• **GIVEN REQUEST**: Leave out all pictures. Return exactly the lines from the top of the material through the line containing "const leafAngles = [74, 57, 40, 23, 6, -11, -28, -45];".

• **COLLECTED MATERIAL**:
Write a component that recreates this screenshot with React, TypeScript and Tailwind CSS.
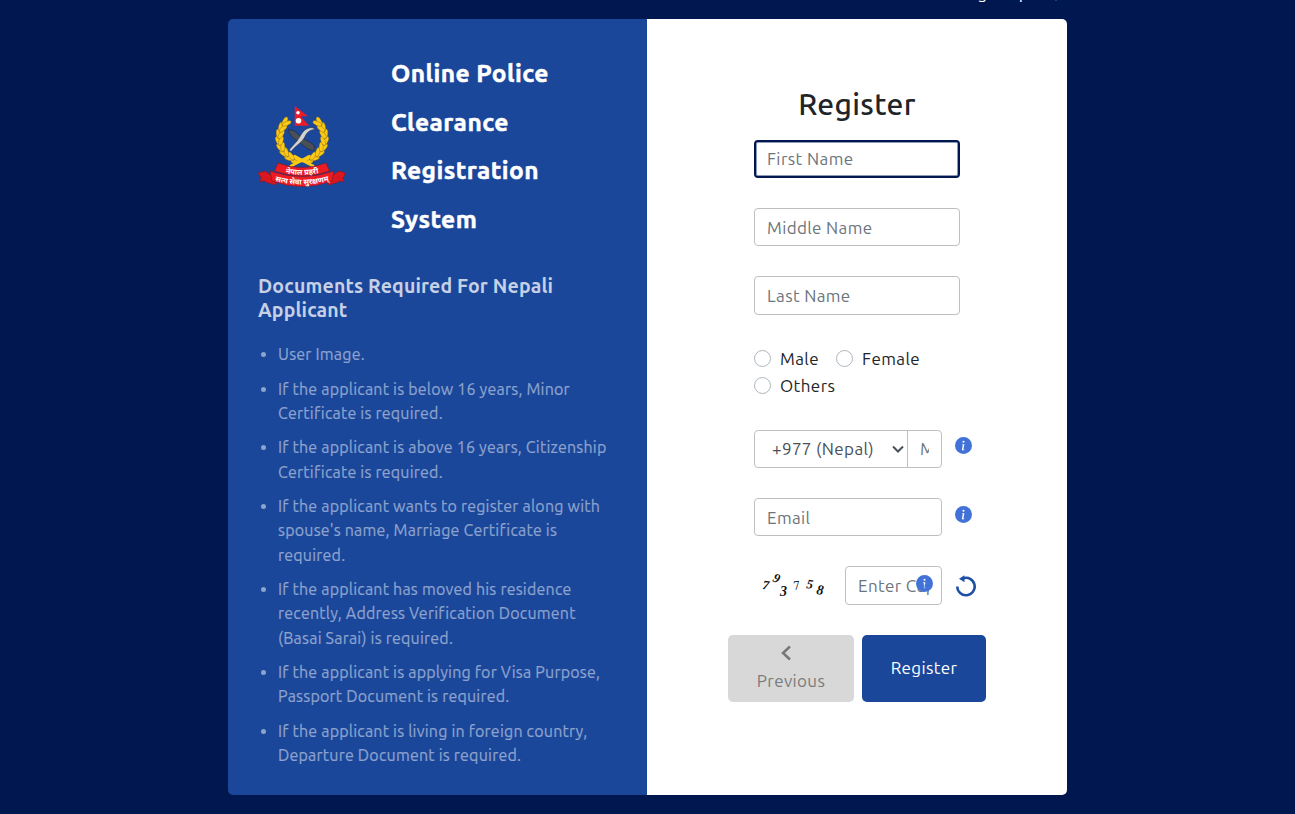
import { BsInfoCircleFill } from "react-icons/bs";

const documents: string[][] = [
  ["User Image."],
  ["If the applicant is below 16 years, Minor", "Certificate is required."],
  ["If the applicant is above 16 years, Citizenship", "Certificate is required."],
  ["If the applicant wants to register along with", "spouse's name, Marriage Certificate is", "required."],
  ["If the applicant has moved his residence", "recently, Address Verification Document", "(Basai Sarai) is required."],
  ["If the applicant is applying for Visa Purpose,", "Passport Document is required."],
  ["If the applicant is living in foreign country,", "Departure Document is required."],
];

const leafAngles = [74, 57, 40, 23, 6, -11, -28, -45];

function Emblem() {
  return (
    <svg viewBox="0 0 88 82" className="h-[82px] w-[88px] shrink-0" aria-label="Nepal Police">
      {[1, -1].map((side) => (
        <g key={side} transform={`translate(44 33) scale(${side} 1)`} fill="#fcc917" stroke="#6b5616" strokeWidth=".35">
          <path d="M0 22.5A22.5 22.5 0 0 0 17-15" fill="none" stroke="#fcc917" strokeWidth="3.5" />
          {leafAngles.map((a) => (
            <g key={a} transform={`rotate(${a}) translate(22.5 0)`}>
              <ellipse cx="1.5" cy="0" rx="2.2" ry="5" transform="rotate(18)" />
              <ellipse cx="-1.5" cy="0" rx="2.1" ry="4.800" transform="rotate(-22)" />
            </g>
          ))}
        </g>
      ))}
      <path d="M32 61.500 52 51M56 61.500 36 51" stroke="#fcc917" strokeWidth="2.6" />
      <path d="m30.500 24.500 6 1.500L44 33l11 6 2 4-2.500 3-5-2.500L38 35c-4-3-7-6-7.500-10.500Z" fill="#4a5058" stroke="#23272e" strokeWidth=".6" />
      <path d="M57 24.500c-6 .5-8 3-10 7-3 6-8 8-14 15l-2-1.500 8-9c4-5 5-11 12-13 3-.8 5-.3 6 1.500Z" fill="#d0d3d4" stroke="#30343b" strokeWidth=".6" />
      <path d="m36.5 .5 14 11H43l8.5 9.5h-15Z" fill="#ed1c24" stroke="#2b3f9a" strokeWidth=".6" />
      <circle cx="40" cy="7.8" r="1.8" fill="#fff" />
      <circle cx="40.500" cy="15.7" r="2.8" fill="#fff" />
      <path d="m0 68 7-2 12 8-1 6-8-2-4-2-4 1 1-4Z M88 68l-7-2-12 8 1 6 8-2 4-2 4 1-1-4Z" fill="#d8171f" stroke="#7e1726" strokeWidth=".5" />
      <path d="M20 58q24 9 48 0l3.500 8q-27 10-55 0Z" fill="#ed1c24" stroke="#7e1726" strokeWidth=".6" />
      <path d="M12 66q32 11 64 0l-2 10q-30 11-60 0Z" fill="#ed1c24" stroke="#7e1726" strokeWidth=".6" />
      <path id="motto-top" d="M20 66.500q24 6.500 48 0" fill="none" />
      <path id="motto-bottom" d="M12 74.500q32 10 64 0" fill="none" />
      <g fill="#fff" fontFamily="Noto Sans Devanagari, Noto Sans, sans-serif" fontWeight="700" textAnchor="middle">
        <text fontSize="7.500"><textPath href="#motto-top" startOffset="50%">नेपाल प्रहरी</textPath></text>
        <text fontSize="7.500"><textPath href="#motto-bottom" startOffset="50%">सत्य सेवा सुरक्षणम्</textPath></text>
      </g>
    </svg>
  );
}

function Info({ className = "" }: { className?: string }) {
  return <BsInfoCircleFill className={`size-[17px] text-[#4272d7] ${className}`} />;
}

const field = "h-[38.2px] rounded-[4px] border border-[#bfbfbf] bg-white px-3 text-[17px] tracking-[.37px] text-gray-600 outline-none placeholder:text-[#6c757d]";

function Radio({ label }: { label: string }) {
  return (
    <label className="flex items-center gap-[9px] text-[17px] tracking-[.42px]">
      <input type="radio" name="gender" className="size-[17px] appearance-none rounded-full border border-[#adb5bd] bg-white" />
      <span>{label}</span>
    </label>
  );
}

function LeftPanel() {
  return (
    <section className="w-[419px] rounded-l-[5px] bg-[#1b479b] px-[30px] pt-[30px]">
      <div className="flex items-center gap-[45px]">
        <div className="pb-[1px]"><Emblem /></div>
        <h1 className="whitespace-nowrap text-[24.5px] font-bold leading-[48.6px] tracking-[.45px] text-white [-webkit-text-stroke:.5px_#fff]">
          Online Police<br />Clearance<br />Registration<br />System
        </h1>
      </div>
      <h2 className="mt-[30.500px] whitespace-nowrap text-[19.5px] font-semibold leading-[24.3px] tracking-[.15px] text-[#c6d1e6]">
        Documents Required For Nepali<br />Applicant
      </h2>
      <ul className="mt-[19.800px] flex flex-col gap-[10px] text-[16px] leading-[24.35px] tracking-[.21px] text-[#8da3cd] [-webkit-text-stroke:.2px_#8da3cd]">
        {documents.map((lines) => (
          <li key={lines[0]} className="flex gap-[12px] pl-[3px]">
            <span className="mt-[10px] size-[5px] shrink-0 rounded-full bg-[#8da3cd]" />
            <span className="whitespace-nowrap">
              {lines.map((line) => <span key={line} className="block">{line}</span>)}
            </span>
          </li>
        ))}
      </ul>
    </section>
  );
}

function Captcha() {
  return (
    <svg viewBox="0 0 80 36" className="h-9 w-20" fill="#111" fontFamily="Liberation Serif, serif" fontWeight="700" fontStyle="italic">
      <text transform="translate(8 23) rotate(8)" fontSize="13">7</text>
      <text transform="translate(18 15) rotate(22)" fontSize="13">9</text>
      <text transform="translate(26 30)" fontSize="14">3</text>
      <text transform="translate(40 24) rotate(-8)" fontSize="13" fontWeight="400" fontStyle="normal">7</text>
      <text transform="translate(52 22) rotate(8)" fontSize="13">5</text>
      <text transform="translate(62 28) rotate(8)" fontSize="14">8</text>
    </svg>
  );
}

function RegisterForm() {
  return (
    <section className="flex w-[420px] flex-col rounded-r-[5px] bg-white pl-[107px] text-[#212529]">
      <h2 className="mt-[66px] h-[39px] w-[206px] text-center text-[30px] font-medium leading-[38px] tracking-[.3px]">Register</h2>
      <div className="mt-[16px] flex w-[206px] flex-col gap-[30px]">
        <input placeholder="First Name" className="h-[38.2px] rounded-[4px] border-2 border-[#00174f] bg-white px-[11px] pb-[2px] text-[17px] tracking-[.42px] shadow-[inset_0_0_0_1px_#8c99b8] outline-none placeholder:text-[#6c757d]" />
        <input placeholder="Middle Name" className={field} />
        <input placeholder="Last Name" className={field} />
      </div>
      <div className="mt-[30px] flex w-[206px] flex-wrap gap-x-[17px] leading-[27px]">
        <Radio label="Male" /><Radio label="Female" /><Radio label="Others" />
      </div>
      <div className="mt-[31.4px] flex flex-col gap-[30px]">
        <div className="flex h-[38.2px] gap-[13px]">
          <div className="flex w-[188px] rounded-[4px] border border-[#bfbfbf] text-[17px] tracking-[.37px]">
            <div className="flex w-[153px] items-center justify-between border-r border-[#bfbfbf] pl-[17px] pr-[3px] text-[#495057]">
              <span>+977 (Nepal)</span>
              <svg viewBox="0 0 12 8" className="h-2 w-3" fill="none" stroke="#495057" strokeWidth="2"><path d="m1 1.5 5 5 5-5" /></svg>
            </div>
            <input placeholder="Mobile" className="w-[33px] px-3 outline-none placeholder:text-[#6c757d]" />
          </div>
          <Info className="mt-[7px]" />
        </div>
        <div className="flex gap-[13px]">
          <input placeholder="Email" className={`w-[188px] ${field}`} />
          <Info className="mt-[8px]" />
        </div>
        <div className="flex h-[38.2px]">
          <Captcha />
          <div className="relative ml-[11px]">
            <input placeholder="Enter Captcha" className={`w-[97px] ${field}`} />
            <Info className="absolute left-[71px] top-[9px]" />
          </div>
          <svg viewBox="0 0 22 22" className="ml-[13px] mt-[9px] size-[22px]" fill="none" stroke="#1f4fa5" strokeWidth="2.5">
            <path d="M2.300 11.500a8.700 8.700 0 1 0 6.200-8.300" /><path d="M4 3.800 9.500 .3v7Z" fill="#1f4fa5" stroke="none" />
          </svg>
        </div>
      </div>
      <div className="-ml-[26px] mt-[30.400px] flex gap-2 text-[17px] tracking-[.37px]">
        <button className="flex h-[67px] w-[126px] flex-col items-center rounded-[5px] bg-[#d8d8d8] pt-[10px] text-[#7b7b7b]">
          <svg viewBox="0 0 10 16" className="-ml-[11px] h-4 w-[10px]" fill="none" stroke="#777" strokeWidth="2.5"><path d="M9 1.5 2 8l7 6.5" /></svg>
          <span className="mt-[8px] leading-6">Previous</span>
        </button>
        <button className="h-[67px] w-[124px] rounded-[5px] bg-[#1b479b] pb-[2px] text-white">Register</button>
      </div>
    </section>
  );
}

export default function App() {
  return (
    <div className="flex h-[814px] flex-col items-center overflow-hidden bg-[#00174f] font-['Ubuntu','Noto_Sans',sans-serif]">
      <header className="relative h-[19px] w-[839px] shrink-0">
        <span className="absolute bottom-[14px] right-[38px] whitespace-nowrap text-[17px] leading-6 tracking-[.37px] text-white">Tracking Help</span>
        <span className="absolute right-[10px] top-0 h-px w-0.5 bg-[#0b4a66]" />
      </header>
      <main className="flex h-[776px] shrink-0">
        <LeftPanel />
        <RegisterForm />
      </main>
    </div>
  );
}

• **OUTPUT OF THE EXERCISE**:
Write a component that recreates this screenshot with React, TypeScript and Tailwind CSS.
import { BsInfoCircleFill } from "react-icons/bs";

const documents: string[][] = [
  ["User Image."],
  ["If the applicant is below 16 years, Minor", "Certificate is required."],
  ["If the applicant is above 16 years, Citizenship", "Certificate is required."],
  ["If the applicant wants to register along with", "spouse's name, Marriage Certificate is", "required."],
  ["If the applicant has moved his residence", "recently, Address Verification Document", "(Basai Sarai) is required."],
  ["If the applicant is applying for Visa Purpose,", "Passport Document is required."],
  ["If the applicant is living in foreign country,", "Departure Document is required."],
];

const leafAngles = [74, 57, 40, 23, 6, -11, -28, -45];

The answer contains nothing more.